My Lords, will the Minister tell us how long the shortfall to which he referred has continued? Will he explain what the difficulty is about filling it? Is there some difficulty about finding people who are out of work and looking for a job?

The Earl of Gowrie

My Lords, I do not think the most efficient way of filling the very highly skilled posts of inspectors in the Health and Safety Executive would be by looking through ordinary lists of unemployed people. It is highly specialised and skilled work. I have no doubt we shall be able to fill the unexpected small shortfall that I mentioned earlier.

Lord Byers

My Lords, is the noble Earl right? Surely among the unemployed are a considerable number of people with great managerial experience.
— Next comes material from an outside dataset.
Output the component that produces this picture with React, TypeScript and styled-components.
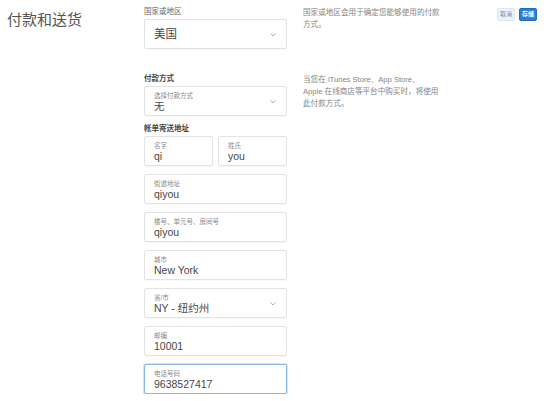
import React from 'react';
import styled, { createGlobalStyle } from 'styled-components';

const GlobalStyle = createGlobalStyle`
  html, body {
    margin: 0;
    padding: 0;
    background: #ffffff;
  }
  body {
    font-family: "Liberation Sans", "Noto Sans CJK SC", sans-serif;
    color: #333333;
  }
`;

const Page = styled.div`
  display: flex;
  align-items: flex-start;
  padding: 7px 16px 0 7px;
  width: 553px;
  box-sizing: border-box;
`;

const PageTitle = styled.h1`
  flex: 0 0 137px;
  margin: 4px 0 0;
  font-size: 15px;
  line-height: 18px;
  font-weight: 400;
  color: #555555;
`;

const Content = styled.div`
  flex: 0 0 auto;
  display: flex;
  flex-direction: column;
`;

const Row = styled.div<{ $gap?: number }>`
  display: flex;
  gap: 16px;
  margin-bottom: ${(p) => p.$gap ?? 0}px;
`;

const FormColumn = styled.div`
  flex: 0 0 143px;
  display: flex;
  flex-direction: column;
  gap: 8px;
`;

const HelpText = styled.p`
  flex: 0 0 160px;
  margin: 0;
  font-size: 7.6px;
  line-height: 12px;
  color: #858585;
`;

const SectionLabel = styled.div<{ $bold?: boolean }>`
  font-size: 7.5px;
  font-weight: ${(p) => (p.$bold ? 700 : 400)};
  color: ${(p) => (p.$bold ? '#444444' : '#666666')};
  line-height: 9px;
  margin-bottom: -5px;
`;

const Field = styled.div<{ $focused?: boolean; $flex?: number; $center?: boolean }>`
  position: relative;
  height: 30px;
  box-sizing: border-box;
  flex: ${(p) => p.$flex ?? 'none'};
  border: 1px solid ${(p) => (p.$focused ? '#86b6e8' : '#e3e3e3')};
  border-radius: 2px;
  box-shadow: ${(p) => (p.$focused ? '0 0 0 1px #d4e6f8' : '0 1px 1px rgba(0,0,0,0.03)')};
  padding: ${(p) => (p.$center ? '0 9px' : '5px 9px 0')};
  display: flex;
  flex-direction: column;
  justify-content: ${(p) => (p.$center ? 'center' : 'flex-start')};
  background: #ffffff;
`;

const FieldLabel = styled.span`
  font-size: 6.5px;
  line-height: 8px;
  color: #8a8a8a;
`;

const FieldValue = styled.span<{ $big?: boolean }>`
  font-size: ${(p) => (p.$big ? '11.5px' : '10.5px')};
  line-height: 13px;
  color: #474747;
`;

const Chevron = styled.svg`
  position: absolute;
  right: 10px;
  top: 50%;
  margin-top: -1px;
  width: 6px;
  height: 4px;
`;

const NameRow = styled.div`
  display: flex;
  gap: 5px;
`;

const Actions = styled.div`
  margin-left: auto;
  display: flex;
  gap: 4px;
  margin-top: 1px;
`;

const Button = styled.button<{ $primary?: boolean }>`
  font-family: inherit;
  font-size: 6px;
  line-height: 9px;
  padding: 1px 2px;
  border-radius: 2px;
  border: 1px solid ${(p) => (p.$primary ? '#1f6fc0' : '#dde5ee')};
  background: ${(p) => (p.$primary ? '#2a7ed4' : '#edf2f7')};
  color: ${(p) => (p.$primary ? '#ffffff' : '#6b8fb5')};
  font-weight: ${(p) => (p.$primary ? 700 : 400)};
  cursor: pointer;
`;

const ChevronIcon = () => (
  <Chevron viewBox="0 0 6 4">
    <path d="M0.5 0.5 L3 3 L5.5 0.5" fill="none" stroke="#9a9a9a" strokeWidth="0.8" />
  </Chevron>
);

const Select: React.FC<{ label?: string; value: string }> = ({ label, value }) => (
  <Field $center={!label}>
    {label && <FieldLabel>{label}</FieldLabel>}
    <FieldValue $big={!label}>{value}</FieldValue>
    <ChevronIcon />
  </Field>
);

const Input: React.FC<{ label: string; value: string; focused?: boolean; flex?: number }> = ({
  label,
  value,
  focused,
  flex,
}) => (
  <Field $focused={focused} $flex={flex}>
    <FieldLabel>{label}</FieldLabel>
    <FieldValue>{value}</FieldValue>
  </Field>
);

const App: React.FC = () => {
  return (
    <>
      <GlobalStyle />
      <Page>
        <PageTitle>付款和送货</PageTitle>
        <Content>
          <Row $gap={25}>
            <FormColumn>
              <SectionLabel>国家或地区</SectionLabel>
              <Select value="美国" />
            </FormColumn>
            <HelpText>
              国家或地区会用于确定您能够使用的付款
              <br />
              方式。
            </HelpText>
          </Row>
          <Row>
            <FormColumn>
              <SectionLabel $bold>付款方式</SectionLabel>
              <Select label="选择付款方式" value="无" />
              <SectionLabel $bold>帐单寄送地址</SectionLabel>
              <NameRow>
                <Input flex={1} label="名字" value="qi" />
                <Input flex={1} label="姓氏" value="you" />
              </NameRow>
              <Input label="街道地址" value="qiyou" />
              <Input label="楼号、单元号、房间号" value="qiyou" />
              <Input label="城市" value="New York" />
              <Select label="省/市" value="NY - 纽约州" />
              <Input label="邮编" value="10001" />
              <Input focused label="电话号码" value="9638527417" />
            </FormColumn>
            <HelpText>
              当您在 iTunes Store、App Store、
              <br />
              Apple 在线商店等平台中购买时，将使用
              <br />
              此付款方式。
            </HelpText>
          </Row>
        </Content>
        <Actions>
          <Button>取消</Button>
          <Button $primary>存储</Button>
        </Actions>
      </Page>
    </>
  );
};

export default App;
These are the people who could be quickly trained because they have been trained once in something else.

The Earl of Gowrie

My Lords, I am perfectly happy to look at the point that the noble Lord, Lord Byers, makes, but I must rest on my earlier answer that this is extremely senior, very highly skilled, highly paid work. I do not think simply looking through Job-centres will easily provide the answer.

Lord Wise

My Lords, do the new regulations regarding the standardisation of the non-rotating type of take-off shaft guard, which I understand come into force on 1st January next, apply only to new machines purchased after that date, or will it be obligatory for farmers to replace existing guards which on some of the older machines are not entirely satisfactory? Will they need to be replaced by this new type of guard?

The Earl of Gowrie

My Lords, the essence of health and safety is that as many people as possible should be involved. Everyone in the industry has a part to play. Manufacturers, importers, suppliers and installers have a duty under the Act to ensure that new machines are safe. But, as I said in answer to an earlier supplementary, no machine is safe if safety precautions are ignored. That is why I am anxious that there should be an increase in the educational aspect of health and safety at work for those ends.